I'm also having a bit of trouble lionizing this guy; if your going to take on the 'man' you have to have the balls to do it. This is not a battle for the sensitive.
https://petitions.whitehouse.gov/petition/reform-computer-fraud-and-abuse-act-reflect-realities-computing-and-networks-2013/qMvdwVNw And it's under the 25k rule for review by the White House. Yes.. they don't lead on legislation, but it's a great place to short support for her bill. Thanks,
Do I think the AUSA in the Distruct of New York was too aggressive. Yes. Facing 30 years in prison, is no joke. Aaron Swartz did more than just violate a TOS. Aaron Swartz allegedly broke into a closet at MIT and tapped into JSTOR.
There has to be a balance between what damage was done, whether the principal, not the agent, wants to push for prosecution and what are the damages. Intellectual property is a very serious business.

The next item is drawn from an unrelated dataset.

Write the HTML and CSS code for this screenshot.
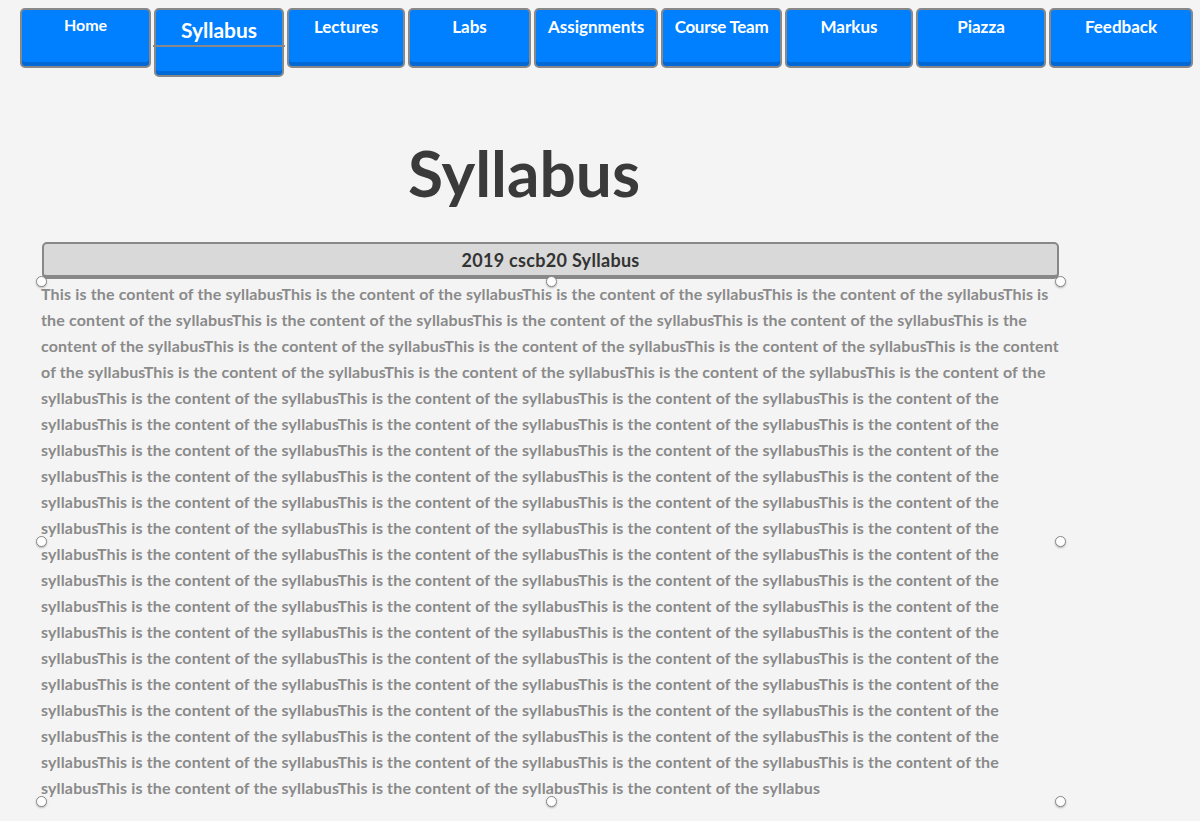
FILE: index.html
```html
<!DOCTYPE html>
<html>
<head>
<meta charset="utf-8">
<title>Syllabus</title>
<link rel="stylesheet" href="styles.css">
</head>
<body>
<nav class="nav">
  <a class="btn btn-home" href="#">Home</a>
  <a class="btn btn-active" href="#"><span class="btn-top">Syllabus</span></a>
  <a class="btn" href="#">Lectures</a>
  <a class="btn" href="#">Labs</a>
  <a class="btn" href="#">Assignments</a>
  <a class="btn btn-tight" href="#">Course Team</a>
  <a class="btn" href="#">Markus</a>
  <a class="btn" href="#">Piazza</a>
  <a class="btn" href="#">Feedback</a>
</nav>
<h1 class="title">Syllabus</h1>
<main class="main">
  <div class="bar">2019 cscb20 Syllabus</div>
  <div class="content">
    <p class="text" id="text"></p>
    <span class="handle h-tl"></span>
    <span class="handle h-tc"></span>
    <span class="handle h-tr"></span>
    <span class="handle h-ml"></span>
    <span class="handle h-mr"></span>
    <span class="handle h-bl"></span>
    <span class="handle h-bc"></span>
    <span class="handle h-br"></span>
  </div>
</main>
<script>
  var s = "";
  for (var i = 0; i < 80; i++) s += "This is the content of the syllabus";
  document.getElementById("text").textContent = s;
</script>
</body>
</html>
```
FILE: styles.css
```css
html, body {
  margin: 0;
  padding: 0;
  background: #f4f4f4;
}
body {
  font-family: "Lato", "Open Sans", sans-serif;
  min-height: 821px;
}
.nav {
  display: grid;
  grid-template-columns: 131px 130px 118px 123px 124px 121px 128px 130px 144px;
  column-gap: 3px;
  align-items: start;
  padding: 8px 0 0 20px;
}
.btn {
  box-sizing: border-box;
  height: 60px;
  border: 2px solid #888;
  border-radius: 5px;
  background: #007fff;
  box-shadow: inset 0 -4px 0 #0069d6;
  color: #fff;
  font-weight: 700;
  font-size: 17px;
  text-align: center;
  text-decoration: none;
  padding-top: 7px;
  line-height: 20px;
  white-space: nowrap;
}
.btn-home {
  font-size: 16px;
  padding-top: 5px;
}
.btn-tight {
  letter-spacing: -0.3px;
}
.btn-active {
  height: 69px;
  padding-top: 0;
  font-size: 21px;
}
.btn-top {
  display: block;
  height: 35px;
  line-height: 40px;
  margin: 0 -3px;
  border-bottom: 2px solid #888;
}
.title {
  width: 1048px;
  margin: 63px 0 0 0;
  text-align: center;
  font-size: 64px;
  line-height: 66px;
  font-weight: 700;
  color: #3a3a3a;
}
.main {
  width: 1019px;
  margin: 36px 0 0 41px;
}
.bar {
  box-sizing: border-box;
  width: 1017px;
  height: 37px;
  margin-left: 1px;
  border: 2px solid #888;
  border-bottom-width: 4px;
  border-radius: 5px;
  background: #d9d9d9;
  color: #333;
  font-weight: 700;
  font-size: 18px;
  letter-spacing: 0.3px;
  line-height: 32px;
  text-align: center;
}
.content {
  position: relative;
  margin-top: 2px;
  height: 520px;
}
.text {
  width: 1022px;
  margin: 0;
  font-size: 16px;
  line-height: 26px;
  font-weight: 700;
  letter-spacing: 0.15px;
  color: #8a8a8a;
}
.handle {
  position: absolute;
  z-index: 2;
  box-sizing: border-box;
  width: 11px;
  height: 11px;
  border: 1px solid #888;
  border-radius: 50%;
  background: #fff;
  box-shadow: 0 1px 2px rgba(0,0,0,0.25);
  margin: -5px 0 0 -5px;
}
.h-tl { left: 0; top: 0; }
.h-tc { left: 510px; top: 0; }
.h-tr { left: 1019px; top: 0; }
.h-ml { left: 0; top: 260px; }
.h-mr { left: 1019px; top: 260px; }
.h-bl { left: 0; top: 520px; }
.h-bc { left: 510px; top: 520px; }
.h-br { left: 1019px; top: 520px; }
```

I disagree with Zoe Lofgren about 99% of the time, but she's on the right track with this. I would recommend a tiered action, based upon damages. Someone copying and distributing CD's or DVD's illegally should get the 30 years, with a felony conviction. Someone doing illegal downloads? Depending on the quantity of material found, fine the person $10 a song, plus court costs or 30 days of incarceration, for each song or album, up to 100. At 99 cents a download from Amazon, or super cheap CD's and DVD's from EBay, there's no excuse to rip off music or movies.